▸ Task details
Write out all the lines again, precisely as they stand, but without the images.

▸ Source data
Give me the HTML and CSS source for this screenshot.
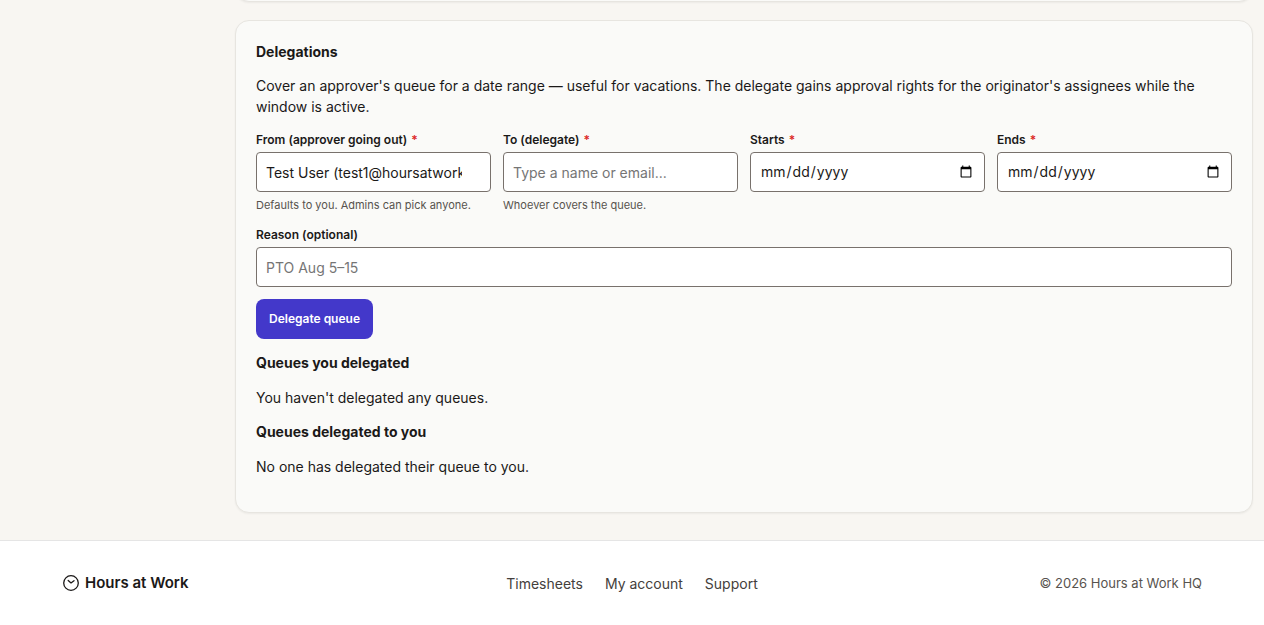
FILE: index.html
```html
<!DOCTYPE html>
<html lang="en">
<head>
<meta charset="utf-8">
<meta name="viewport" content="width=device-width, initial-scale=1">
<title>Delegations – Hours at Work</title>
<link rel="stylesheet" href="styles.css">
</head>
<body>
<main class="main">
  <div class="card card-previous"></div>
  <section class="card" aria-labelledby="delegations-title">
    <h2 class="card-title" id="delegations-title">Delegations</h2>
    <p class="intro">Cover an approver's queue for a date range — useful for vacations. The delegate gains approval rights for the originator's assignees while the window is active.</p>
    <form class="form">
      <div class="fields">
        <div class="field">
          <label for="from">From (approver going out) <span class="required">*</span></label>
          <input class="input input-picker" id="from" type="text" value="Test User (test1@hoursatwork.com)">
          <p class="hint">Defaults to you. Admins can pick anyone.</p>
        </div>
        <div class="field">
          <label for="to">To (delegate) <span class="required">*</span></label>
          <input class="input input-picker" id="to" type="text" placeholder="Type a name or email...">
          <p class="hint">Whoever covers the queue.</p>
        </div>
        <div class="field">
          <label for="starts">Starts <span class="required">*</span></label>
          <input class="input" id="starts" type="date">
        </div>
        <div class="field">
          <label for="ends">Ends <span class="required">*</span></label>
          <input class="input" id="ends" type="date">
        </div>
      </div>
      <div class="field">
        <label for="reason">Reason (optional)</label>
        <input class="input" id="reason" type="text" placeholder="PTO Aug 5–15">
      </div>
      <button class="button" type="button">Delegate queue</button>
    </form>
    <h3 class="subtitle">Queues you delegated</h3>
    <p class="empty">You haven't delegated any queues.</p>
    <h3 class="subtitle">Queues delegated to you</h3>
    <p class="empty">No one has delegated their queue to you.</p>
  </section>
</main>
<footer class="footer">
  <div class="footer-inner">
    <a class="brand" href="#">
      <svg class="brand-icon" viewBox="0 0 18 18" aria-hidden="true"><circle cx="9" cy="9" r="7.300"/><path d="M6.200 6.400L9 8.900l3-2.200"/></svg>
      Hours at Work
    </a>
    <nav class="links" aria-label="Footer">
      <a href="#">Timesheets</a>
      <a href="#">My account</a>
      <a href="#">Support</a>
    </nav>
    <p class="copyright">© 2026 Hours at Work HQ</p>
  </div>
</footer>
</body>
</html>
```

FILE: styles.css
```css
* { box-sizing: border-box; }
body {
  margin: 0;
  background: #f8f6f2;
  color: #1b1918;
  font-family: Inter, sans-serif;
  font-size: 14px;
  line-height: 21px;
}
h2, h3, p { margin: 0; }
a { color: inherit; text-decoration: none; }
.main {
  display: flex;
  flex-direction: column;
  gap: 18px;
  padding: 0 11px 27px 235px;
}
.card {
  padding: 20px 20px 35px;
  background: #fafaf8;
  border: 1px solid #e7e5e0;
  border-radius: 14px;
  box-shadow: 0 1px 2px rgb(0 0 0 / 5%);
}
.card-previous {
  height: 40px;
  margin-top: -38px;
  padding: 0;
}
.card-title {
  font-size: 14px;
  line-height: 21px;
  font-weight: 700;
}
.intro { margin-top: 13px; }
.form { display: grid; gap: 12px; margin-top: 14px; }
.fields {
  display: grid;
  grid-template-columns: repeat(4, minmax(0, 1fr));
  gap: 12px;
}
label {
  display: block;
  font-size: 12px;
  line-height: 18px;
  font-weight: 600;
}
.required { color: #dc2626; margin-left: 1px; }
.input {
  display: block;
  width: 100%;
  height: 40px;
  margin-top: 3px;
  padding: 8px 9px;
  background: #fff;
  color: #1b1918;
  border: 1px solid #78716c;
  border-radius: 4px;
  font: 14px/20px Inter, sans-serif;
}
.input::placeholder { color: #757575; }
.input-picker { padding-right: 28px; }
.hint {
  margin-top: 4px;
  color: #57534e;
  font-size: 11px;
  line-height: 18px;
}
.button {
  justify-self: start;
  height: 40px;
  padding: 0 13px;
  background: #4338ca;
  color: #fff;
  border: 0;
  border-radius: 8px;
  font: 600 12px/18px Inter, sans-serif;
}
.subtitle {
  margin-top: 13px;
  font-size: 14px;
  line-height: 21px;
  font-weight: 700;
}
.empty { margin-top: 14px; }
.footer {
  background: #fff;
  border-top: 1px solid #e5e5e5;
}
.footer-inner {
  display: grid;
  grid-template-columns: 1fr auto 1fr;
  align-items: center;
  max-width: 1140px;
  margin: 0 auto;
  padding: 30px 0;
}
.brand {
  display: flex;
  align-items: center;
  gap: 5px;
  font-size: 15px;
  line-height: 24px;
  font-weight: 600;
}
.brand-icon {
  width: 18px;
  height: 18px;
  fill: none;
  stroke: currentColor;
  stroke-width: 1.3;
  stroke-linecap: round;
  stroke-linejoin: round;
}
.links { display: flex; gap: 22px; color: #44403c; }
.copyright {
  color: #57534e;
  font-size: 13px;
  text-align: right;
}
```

▸ Output
Give me the HTML and CSS source for this screenshot.
FILE: index.html
```html
<!DOCTYPE html>
<html lang="en">
<head>
<meta charset="utf-8">
<meta name="viewport" content="width=device-width, initial-scale=1">
<title>Delegations – Hours at Work</title>
<link rel="stylesheet" href="styles.css">
</head>
<body>
<main class="main">
  <div class="card card-previous"></div>
  <section class="card" aria-labelledby="delegations-title">
    <h2 class="card-title" id="delegations-title">Delegations</h2>
    <p class="intro">Cover an approver's queue for a date range — useful for vacations. The delegate gains approval rights for the originator's assignees while the window is active.</p>
    <form class="form">
      <div class="fields">
        <div class="field">
          <label for="from">From (approver going out) <span class="required">*</span></label>
          <input class="input input-picker" id="from" type="text" value="Test User (test1@hoursatwork.com)">
          <p class="hint">Defaults to you. Admins can pick anyone.</p>
        </div>
        <div class="field">
          <label for="to">To (delegate) <span class="required">*</span></label>
          <input class="input input-picker" id="to" type="text" placeholder="Type a name or email...">
          <p class="hint">Whoever covers the queue.</p>
        </div>
        <div class="field">
          <label for="starts">Starts <span class="required">*</span></label>
          <input class="input" id="starts" type="date">
        </div>
        <div class="field">
          <label for="ends">Ends <span class="required">*</span></label>
          <input class="input" id="ends" type="date">
        </div>
      </div>
      <div class="field">
        <label for="reason">Reason (optional)</label>
        <input class="input" id="reason" type="text" placeholder="PTO Aug 5–15">
      </div>
      <button class="button" type="button">Delegate queue</button>
    </form>
    <h3 class="subtitle">Queues you delegated</h3>
    <p class="empty">You haven't delegated any queues.</p>
    <h3 class="subtitle">Queues delegated to you</h3>
    <p class="empty">No one has delegated their queue to you.</p>
  </section>
</main>
<footer class="footer">
  <div class="footer-inner">
    <a class="brand" href="#">
      <svg class="brand-icon" viewBox="0 0 18 18" aria-hidden="true"><circle cx="9" cy="9" r="7.300"/><path d="M6.200 6.400L9 8.900l3-2.200"/></svg>
      Hours at Work
    </a>
    <nav class="links" aria-label="Footer">
      <a href="#">Timesheets</a>
      <a href="#">My account</a>
      <a href="#">Support</a>
    </nav>
    <p class="copyright">© 2026 Hours at Work HQ</p>
  </div>
</footer>
</body>
</html>
```

FILE: styles.css
```css
* { box-sizing: border-box; }
body {
  margin: 0;
  background: #f8f6f2;
  color: #1b1918;
  font-family: Inter, sans-serif;
  font-size: 14px;
  line-height: 21px;
}
h2, h3, p { margin: 0; }
a { color: inherit; text-decoration: none; }
.main {
  display: flex;
  flex-direction: column;
  gap: 18px;
  padding: 0 11px 27px 235px;
}
.card {
  padding: 20px 20px 35px;
  background: #fafaf8;
  border: 1px solid #e7e5e0;
  border-radius: 14px;
  box-shadow: 0 1px 2px rgb(0 0 0 / 5%);
}
.card-previous {
  height: 40px;
  margin-top: -38px;
  padding: 0;
}
.card-title {
  font-size: 14px;
  line-height: 21px;
  font-weight: 700;
}
.intro { margin-top: 13px; }
.form { display: grid; gap: 12px; margin-top: 14px; }
.fields {
  display: grid;
  grid-template-columns: repeat(4, minmax(0, 1fr));
  gap: 12px;
}
label {
  display: block;
  font-size: 12px;
  line-height: 18px;
  font-weight: 600;
}
.required { color: #dc2626; margin-left: 1px; }
.input {
  display: block;
  width: 100%;
  height: 40px;
  margin-top: 3px;
  padding: 8px 9px;
  background: #fff;
  color: #1b1918;
  border: 1px solid #78716c;
  border-radius: 4px;
  font: 14px/20px Inter, sans-serif;
}
.input::placeholder { color: #757575; }
.input-picker { padding-right: 28px; }
.hint {
  margin-top: 4px;
  color: #57534e;
  font-size: 11px;
  line-height: 18px;
}
.button {
  justify-self: start;
  height: 40px;
  padding: 0 13px;
  background: #4338ca;
  color: #fff;
  border: 0;
  border-radius: 8px;
  font: 600 12px/18px Inter, sans-serif;
}
.subtitle {
  margin-top: 13px;
  font-size: 14px;
  line-height: 21px;
  font-weight: 700;
}
.empty { margin-top: 14px; }
.footer {
  background: #fff;
  border-top: 1px solid #e5e5e5;
}
.footer-inner {
  display: grid;
  grid-template-columns: 1fr auto 1fr;
  align-items: center;
  max-width: 1140px;
  margin: 0 auto;
  padding: 30px 0;
}
.brand {
  display: flex;
  align-items: center;
  gap: 5px;
  font-size: 15px;
  line-height: 24px;
  font-weight: 600;
}
.brand-icon {
  width: 18px;
  height: 18px;
  fill: none;
  stroke: currentColor;
  stroke-width: 1.3;
  stroke-linecap: round;
  stroke-linejoin: round;
}
.links { display: flex; gap: 22px; color: #44403c; }
.copyright {
  color: #57534e;
  font-size: 13px;
  text-align: right;
}
```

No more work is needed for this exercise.